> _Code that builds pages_
● ● ● ●
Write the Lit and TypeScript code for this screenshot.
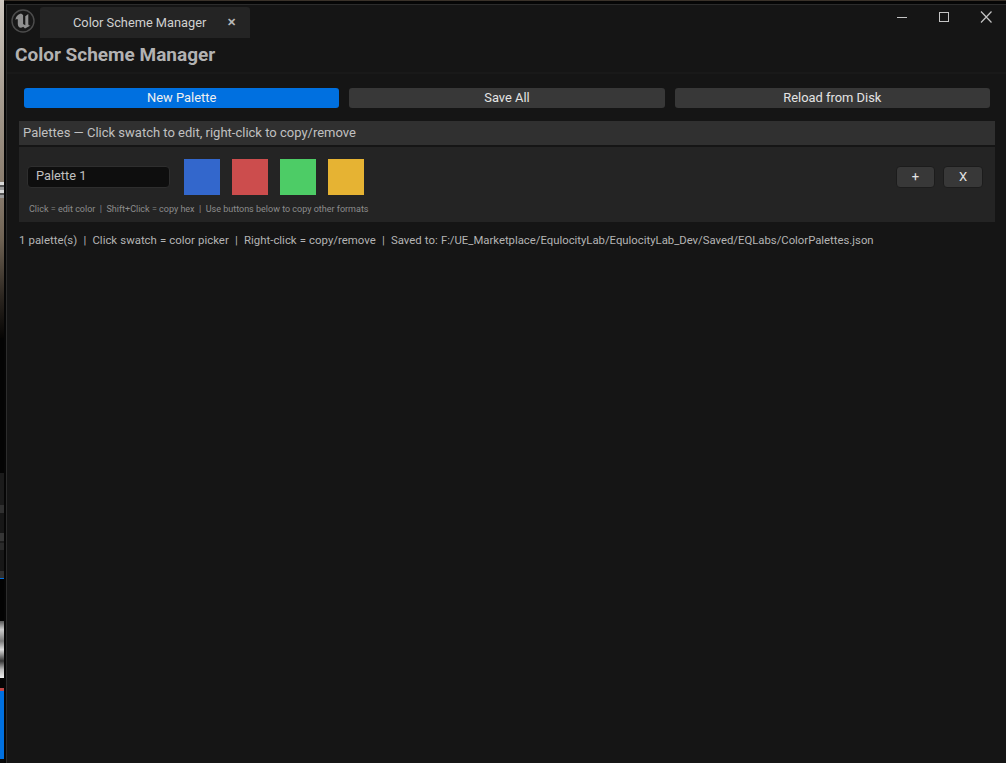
import { LitElement, html, css } from "lit";
import { customElement, property } from "lit/decorators.js";

interface Band {
  h: number;
  c: string;
}

// what shows of the desktop behind the window, top to bottom
const BANDS: Band[] = [
  { h: 182, c: "linear-gradient(#cfc8c0, #a89e92 50%, #8a7d6e)" },
  { h: 16, c: "repeating-linear-gradient(#d8d8d8 0 3px, #555 3px 5px, #9a9a9a 5px 8px)" },
  { h: 140, c: "linear-gradient(#85786a, #6e6253 30%, #2c2620 70%, #060504)" },
  { h: 135, c: "#040404" },
  { h: 32, c: "#1b1b1b" },
  { h: 8, c: "#303030" },
  { h: 20, c: "#171717" },
  { h: 8, c: "#363636" },
  { h: 2, c: "#1c1c1c" },
  { h: 7, c: "#2a2a2a" },
  { h: 21, c: "#171717" },
  { h: 7, c: "#303030" },
  { h: 1, c: "#0070e0" },
  { h: 42, c: "#030303" },
  { h: 57, c: "linear-gradient(#555, #ccc 15%, #777 35%, #ddd 50%, #333 70%, #bbb 85%, #eee)" },
  { h: 10, c: "#050505" },
  { h: 3, c: "#c04848" },
  { h: 68, c: "#0070e0" },
  { h: 4, c: "#0a0a0a" },
];

const SWATCHES = ["#3367cc", "#cc4d4d", "#4dcc66", "#e6b333"];

@customElement("color-swatch")
export class ColorSwatch extends LitElement {
  @property()
  color = "#000";

  static styles = css`
    :host {
      display: block;
      width: 36px;
      height: 36px;
    }
    div {
      width: 100%;
      height: 100%;
    }
  `;

  render() {
    return html`<div style="background:${this.color}"></div>`;
  }
}

@customElement("app-root")
export class AppRoot extends LitElement {
  static styles = css`
    :host {
      display: flex;
      height: 763px;
      overflow: hidden;
      font-family: Roboto, "Liberation Sans", sans-serif;
      background: #060606;
      color: #c0c0c0;
    }
    .desktop {
      width: 4px;
      flex: none;
      display: flex;
      flex-direction: column;
    }
    .window {
      flex: 1;
      min-width: 0;
      display: flex;
      flex-direction: column;
      padding-left: 2px;
    }
    .topedge {
      height: 4px;
      flex: none;
      box-sizing: border-box;
      margin-left: -2px;
      border-top: 1px solid #3a322a;
      background: #060606;
    }
    .frame {
      flex: 1;
      display: flex;
      flex-direction: column;
      background: #151515;
      border-left: 1px solid #2c2c2c;
    }
    .titlebar {
      height: 34px;
      flex: none;
      display: flex;
      align-items: flex-end;
      padding-left: 4px;
      box-shadow: inset 0 1px 0 #2c2c2c;
    }
    .logo {
      width: 24px;
      height: 24px;
      align-self: flex-start;
      margin-top: 5px;
      flex: none;
    }
    .tab {
      width: 210px;
      height: 31px;
      margin-left: 5px;
      flex: none;
      box-sizing: border-box;
      background: #242424;
      border-radius: 3px 3px 0 0;
      display: flex;
      align-items: center;
      padding-left: 33px;
      font-size: 12.8px;
      color: #d0d0d0;
    }
    .tab .close {
      margin-left: 21px;
      font-size: 11px;
      font-weight: 700;
      color: #b8b8b8;
    }
    .winbtns {
      margin-left: auto;
      align-self: flex-start;
      display: flex;
      align-items: center;
      height: 26px;
      gap: 26px;
      padding-right: 12px;
    }
    .winbtns svg {
      display: block;
      width: 16px;
      height: 16px;
      stroke: #c4c4c4;
      fill: none;
    }
    h1 {
      margin: 0;
      height: 36px;
      flex: none;
      box-sizing: border-box;
      padding: 6px 0 0 8px;
      font-size: 19px;
      line-height: 22px;
      font-weight: 700;
      color: #b2b2b2;
      border-bottom: 2px solid #191919;
    }
    .content {
      padding: 14px 11px 0 12px;
      display: flex;
      flex-direction: column;
    }
    .actions {
      display: grid;
      grid-template-columns: repeat(3, 1fr);
      gap: 10px;
      padding: 0 5px;
      height: 20px;
    }
    .btn {
      border-radius: 3px;
      background: #383838;
      color: #e4e4e4;
      font-size: 12.9px;
      line-height: 20px;
      text-align: center;
    }
    .btn.primary {
      background: #0070e0;
      color: #f0f0f0;
    }
    .panel-head {
      margin-top: 13px;
      height: 24px;
      box-sizing: border-box;
      padding-left: 4px;
      background: #303030;
      font-size: 13px;
      line-height: 24px;
      color: #c0c0c0;
    }
    .panel {
      margin-top: 2px;
      height: 75px;
      box-sizing: border-box;
      padding: 12px 12px 0 8px;
      background: #242424;
    }
    .row {
      display: flex;
      align-items: center;
      height: 36px;
    }
    .name {
      width: 143px;
      height: 22px;
      box-sizing: border-box;
      border: 1px solid #2e2e2e;
      border-radius: 4px;
      background: #0e0e0e;
      padding-left: 8px;
      font-size: 12.8px;
      line-height: 18px;
      color: #c0c0c0;
      margin-right: 14px;
    }
    .swatches {
      display: flex;
      gap: 12px;
    }
    .small {
      width: 40px;
      height: 22px;
      box-sizing: border-box;
      border: 1px solid #1c1c1c;
      border-radius: 4px;
      background: #383838;
      color: #e4e4e4;
      font-size: 13px;
      line-height: 20px;
      text-align: center;
    }
    .small.add {
      width: 39px;
      margin-left: auto;
      margin-right: 8px;
    }
    .hint {
      margin-top: 8px;
      padding-left: 2px;
      font-size: 9px;
      line-height: 12px;
      color: #8c8c8c;
      white-space: pre;
    }
    .status {
      margin-top: 12px;
      font-size: 11.4px;
      line-height: 13px;
      word-spacing: 0.3px;
      color: #b4b4b4;
      white-space: pre;
    }
    .status .path {
      font-size: 11.32px;
    }
  `;

  render() {
    return html`
      <div class="desktop">
        ${BANDS.map((b) => html`<div style="flex:none;height:${b.h}px;background:${b.c}"></div>`)}
      </div>
      <div class="window">
        <div class="topedge"></div>
        <div class="frame">
          <div class="titlebar">
            <svg class="logo" viewBox="0 0 24 24">
              <circle cx="12" cy="12" r="11" fill="#181818" stroke="#4c4c4c" stroke-width="1.4"></circle>
              <path
                d="M10 4.500C6.500 5.500 4.500 8 4.500 11c1.200-1.300 2.300-1.300 2.300 0v4c0 3.600 3 4.600 5.400 2.800l1.800 1.700 5.500-3c-1.300.3-2.200-.3-2.200-1.800V5l-3 2.300v9l-2.200-1.300V6z"
                fill="#909090"
              ></path>
            </svg>
            <div class="tab">Color Scheme Manager<span class="close">✕</span></div>
            <div class="winbtns">
              <svg viewBox="0 0 16 16"><path d="M3 8.500h10"></path></svg>
              <svg viewBox="0 0 16 16"><rect x="3.500" y="3.500" width="9" height="9"></rect></svg>
              <svg viewBox="0 0 16 16"><path d="M3 2.500l10.500 11M13.500 2.500L3 13.500" stroke-width="1.200"></path></svg>
            </div>
          </div>
          <h1>Color Scheme Manager</h1>
          <div class="content">
            <div class="actions">
              <div class="btn primary">New Palette</div>
              <div class="btn">Save All</div>
              <div class="btn">Reload from Disk</div>
            </div>
            <div class="panel-head">Palettes — Click swatch to edit, right-click to copy/remove</div>
            <div class="panel">
              <div class="row">
                <div class="name">Palette 1</div>
                <div class="swatches">
                  ${SWATCHES.map((c) => html`<color-swatch color=${c}></color-swatch>`)}
                </div>
                <div class="small add">+</div>
                <div class="small">X</div>
              </div>
              <div class="hint">Click = edit color  |  Shift+Click = copy hex  |  Use buttons below to copy other formats</div>
            </div>
            <div class="status">1 palette(s)  |  Click swatch = color picker  |  Right-click = copy/remove  |  Saved to: <span class="path">F:/UE_Marketplace/EqulocityLab/EqulocityLab_Dev/Saved/EQLabs/ColorPalettes.json</span></div>
          </div>
        </div>
      </div>
    `;
  }
}
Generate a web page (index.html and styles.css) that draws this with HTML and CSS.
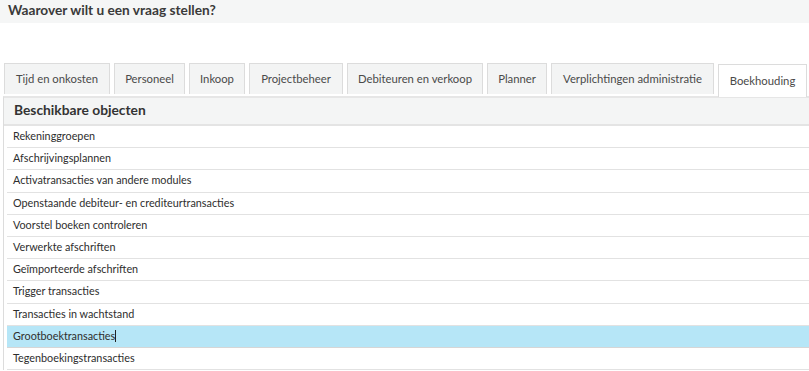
FILE: index.html
```html
<!DOCTYPE html>
<html lang="nl">
<head>
<meta charset="utf-8">
<link rel="stylesheet" href="styles.css">
</head>
<body>
<div class="topbar"><h1 class="title">Waarover wilt u een vraag stellen?</h1></div>
<div class="tabs">
  <div class="tab">Tijd en onkosten</div>
  <div class="tab">Personeel</div>
  <div class="tab">Inkoop</div>
  <div class="tab">Projectbeheer</div>
  <div class="tab">Debiteuren en verkoop</div>
  <div class="tab">Planner</div>
  <div class="tab">Verplichtingen administratie</div>
  <div class="tab active">Boekhouding</div>
</div>
<div class="panel">
  <div class="panel-head">Beschikbare objecten</div>
  <ul class="list">
    <li class="row">Rekeninggroepen</li>
    <li class="row">Afschrijvingsplannen</li>
    <li class="row">Activatransacties van andere modules</li>
    <li class="row">Openstaande debiteur- en crediteurtransacties</li>
    <li class="row">Voorstel boeken controleren</li>
    <li class="row">Verwerkte afschriften</li>
    <li class="row">Geïmporteerde afschriften</li>
    <li class="row">Trigger transacties</li>
    <li class="row">Transacties in wachtstand</li>
    <li class="row selected">Grootboektransacties<span class="caret"></span></li>
    <li class="row">Tegenboekingstransacties</li>
  </ul>
</div>
</body>
</html>
```
FILE: styles.css
```css
html, body {
  margin: 0;
  padding: 0;
  background: #ffffff;
  overflow: hidden;
}
body {
  width: 809px;
  height: 371px;
  font-family: Lato, "Open Sans", "Liberation Sans", sans-serif;
  color: #333;
}
.topbar {
  background: #f5f6f6;
  height: 23px;
  padding-left: 8px;
  box-sizing: border-box;
}
.title {
  margin: 0;
  font-size: 13.7px;
  font-weight: 700;
  line-height: 19px;
  color: #3a3a3a;
}
.tabs {
  display: flex;
  gap: 4px;
  margin-top: 41px;
  padding-left: 4px;
  height: 32px;
  align-items: flex-end;
}
.tab {
  box-sizing: border-box;
  height: 31px;
  border: 1px solid #dcdcdc;
  border-bottom: none;
  background: #f3f4f4;
  font-size: 11.3px;
  color: #4a4a4a;
  line-height: 30px;
  padding: 0;
  text-align: center;
  white-space: nowrap;
}
.tabs .tab:nth-child(1) { width: 106px; }
.tabs .tab:nth-child(2) { width: 71px; }
.tabs .tab:nth-child(3) { width: 56px; }
.tabs .tab:nth-child(4) { width: 94px; }
.tabs .tab:nth-child(5) { width: 136px; }
.tabs .tab:nth-child(6) { width: 60px; }
.tabs .tab:nth-child(7) { width: 163px; }
.tabs .tab:nth-child(8) { width: 89px; }
.tab.active {
  background: #ffffff;
  height: 33px;
  line-height: 32px;
  position: relative;
  top: 1px;
}
.tab:not(.active) {
  margin-bottom: 2px;
}
.panel {
  margin-left: 3px;
  border-left: 1px solid #dcdcdc;
  border-top: 2px solid #e6e6e6;
}
.panel-head {
  background: #f4f5f5;
  height: 26px;
  line-height: 24px;
  padding-left: 10px;
  font-size: 13.8px;
  font-weight: 700;
  color: #333;
  border-bottom: 2px solid #e4e4e4;
}
.list {
  list-style: none;
  margin: 0 0 0 3px;
  padding: 0;
}
.row {
  height: 21.2px;
  line-height: 20px;
  border-bottom: 1px solid #e2e2e2;
  font-size: 10.8px;
  padding-left: 6px;
  color: #2e2e2e;
}
.row.selected {
  background: #b6e6f7;
  border-bottom-color: #d6d6d6;
}
.caret {
  display: inline-block;
  width: 1px;
  height: 12px;
  background: #222;
  vertical-align: -2px;
}
```
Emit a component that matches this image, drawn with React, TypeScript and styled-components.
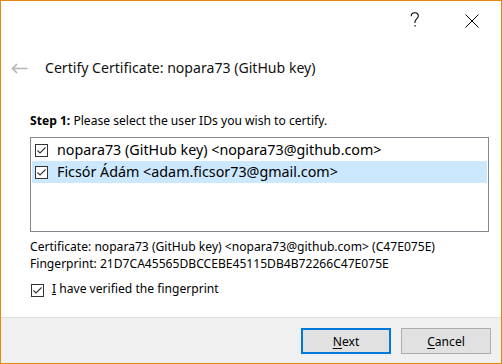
import * as React from 'react'
import styled, { createGlobalStyle } from 'styled-components'

// ______________________________________________________
//
// @ Global

const Global = createGlobalStyle`
  html, body {
    margin: 0;
    background: #fff;
  }
  body {
    font-family: "Noto Sans", "Open Sans", sans-serif;
    color: #000;
  }
`

// ______________________________________________________
//
// @ Data

type UserId = { label: string; selected: boolean }

const userIds: UserId[] = [
  { label: 'nopara73 (GitHub key) <nopara73@github.com>', selected: false },
  { label: 'Ficsór Ádám <adam.ficsor73@gmail.com>', selected: true },
]

// ______________________________________________________
//
// @ Icons

const CheckIcon = () => (
  <svg width="13" height="13" viewBox="0 0 13 13">
    <rect x="0.5" y="0.5" width="12" height="12" fill="#fff" stroke="#333" />
    <polyline points="2.5,6.5 5,9 10.5,3.5" fill="none" stroke="#333" strokeWidth="1.1" />
  </svg>
)

const HelpIcon = () => (
  <svg width="10" height="16" viewBox="0 0 10 16">
    <path d="M1.2 4.2 C1.2 1.8 3 0.8 4.8 0.8 C6.8 0.8 8.3 2.1 8.3 4 C8.3 6.6 5 7 5 9.6 V11" fill="none" stroke="#000" strokeWidth="1.1" />
    <rect x="4.4" y="13.2" width="1.3" height="1.3" fill="#000" />
  </svg>
)

const CloseIcon = () => (
  <svg width="14" height="14" viewBox="0 0 14 14">
    <path d="M0.5 0.5 L13.5 13.5 M13.5 0.5 L0.5 13.5" stroke="#000" strokeWidth="1" />
  </svg>
)

const BackIcon = () => (
  <svg width="17" height="11" viewBox="0 0 17 11">
    <path d="M16.5 5.5 H1.5 M6 1 L1.5 5.5 L6 10" fill="none" stroke="#b4b4b4" strokeWidth="1.6" />
  </svg>
)

// ______________________________________________________
//
// @ Styled

const Frame = styled.div`
  box-sizing: border-box;
  width: 502px;
  height: 364px;
  border: 1px solid #e8870f;
  display: flex;
  flex-direction: column;
  background: #fff;
`

const TitleBar = styled.div`
  height: 40px;
  display: flex;
  justify-content: flex-end;
  align-items: flex-start;
  padding-right: 1px;
`

const CaptionButton = styled.div<{ $top: number }>`
  width: 57px;
  height: 30px;
  display: flex;
  justify-content: center;
  padding-top: ${p => p.$top}px;
  box-sizing: border-box;
`

const Header = styled.div`
  margin-top: 17px;
  height: 20px;
  display: flex;
  align-items: center;
  padding-left: 10px;
  gap: 17px;
`

const Title = styled.h1`
  margin: 0;
  font-size: 14.1px;
  font-weight: normal;
  line-height: 20px;
  color: #111;
`

const Content = styled.div`
  padding: 35px 12px 0 29px;
  display: flex;
  flex-direction: column;
  flex: 1;
  font-size: 12.1px;
`

const Step = styled.p`
  margin: 0;
  line-height: 16px;
  white-space: nowrap;
  b {
    font-weight: bold;
  }
`

const List = styled.ul`
  box-sizing: border-box;
  margin: 8px 0 0;
  height: 95px;
  padding: 1px;
  list-style: none;
  border: 1px solid #828790;
`

const Item = styled.li<{ $selected: boolean }>`
  height: 22px;
  display: flex;
  align-items: center;
  gap: 9px;
  padding-left: 3px;
  background: ${p => (p.$selected ? '#cce8ff' : 'transparent')};
  font-size: 14.3px;
  line-height: 22px;
  white-space: nowrap;
  svg {
    margin-top: 1px;
  }
`

const Info = styled.div`
  margin-top: 7px;
  display: flex;
  flex-direction: column;
`

const InfoLine = styled.span`
  line-height: 16.5px;
  height: 16.5px;
  white-space: nowrap;
`

const Verify = styled.label`
  margin-top: 9px;
  display: flex;
  align-items: center;
  gap: 8px;
  padding-left: 1px;
  line-height: 16px;
  white-space: nowrap;
  svg {
    margin-top: 2px;
  }
`

const Footer = styled.div`
  height: 46px;
  border-top: 1px solid #dfdfdf;
  background: #f0f0f0;
  display: flex;
  justify-content: flex-end;
  align-items: flex-start;
  gap: 10px;
  padding: 10px 10px 0 0;
  box-sizing: border-box;
  flex-shrink: 0;
`

const Button = styled.button<{ $default?: boolean }>`
  box-sizing: border-box;
  width: 90px;
  height: 26px;
  padding: 0;
  margin: 0;
  background: #e1e1e1;
  border: ${p => (p.$default ? '2px solid #0078d7' : '1px solid #adadad')};
  font-family: inherit;
  font-size: 12.1px;
  color: #000;
  u {
    text-decoration: underline;
    text-underline-offset: 2px;
  }
`

// ______________________________________________________
//
// @ View

export default function App() {
  return (
    <Frame>
      <Global />
      <TitleBar>
        <CaptionButton $top={11}>
          <HelpIcon />
        </CaptionButton>
        <CaptionButton $top={13}>
          <CloseIcon />
        </CaptionButton>
      </TitleBar>
      <Header>
        <BackIcon />
        <Title>Certify Certificate: nopara73 (GitHub key)</Title>
      </Header>
      <Content>
        <Step>
          <b>Step 1:</b> Please select the user IDs you wish to certify.
        </Step>
        <List>
          {userIds.map(u => (
            <Item key={u.label} $selected={u.selected}>
              <CheckIcon />
              {u.label}
            </Item>
          ))}
        </List>
        <Info>
          <InfoLine>Certificate: nopara73 (GitHub key) &lt;nopara73@github.com&gt; (C47E075E)</InfoLine>
          <InfoLine>Fingerprint: 21D7CA45565DBCCEBE45115DB4B72266C47E075E</InfoLine>
        </Info>
        <Verify>
          <CheckIcon />
          <span>
            <u>I</u> have verified the fingerprint
          </span>
        </Verify>
      </Content>
      <Footer>
        <Button $default>
          <u>N</u>ext
        </Button>
        <Button>
          <u>C</u>ancel
        </Button>
      </Footer>
    </Frame>
  )
}
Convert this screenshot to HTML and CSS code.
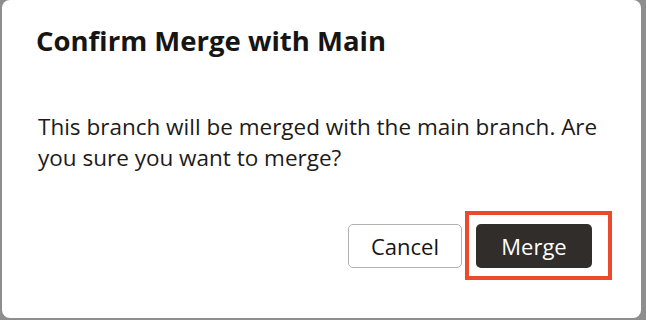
● ● ● ●
> _The request_
Pick out every line of the listing containing the word "styles", and show those lines.

> _Written reply_
  static styles = css`
  static styles = css`
Generate a web page (index.html and styles.css) that draws this with HTML and CSS.
<link rel="stylesheet" href="styles.css">
FILE: styles.css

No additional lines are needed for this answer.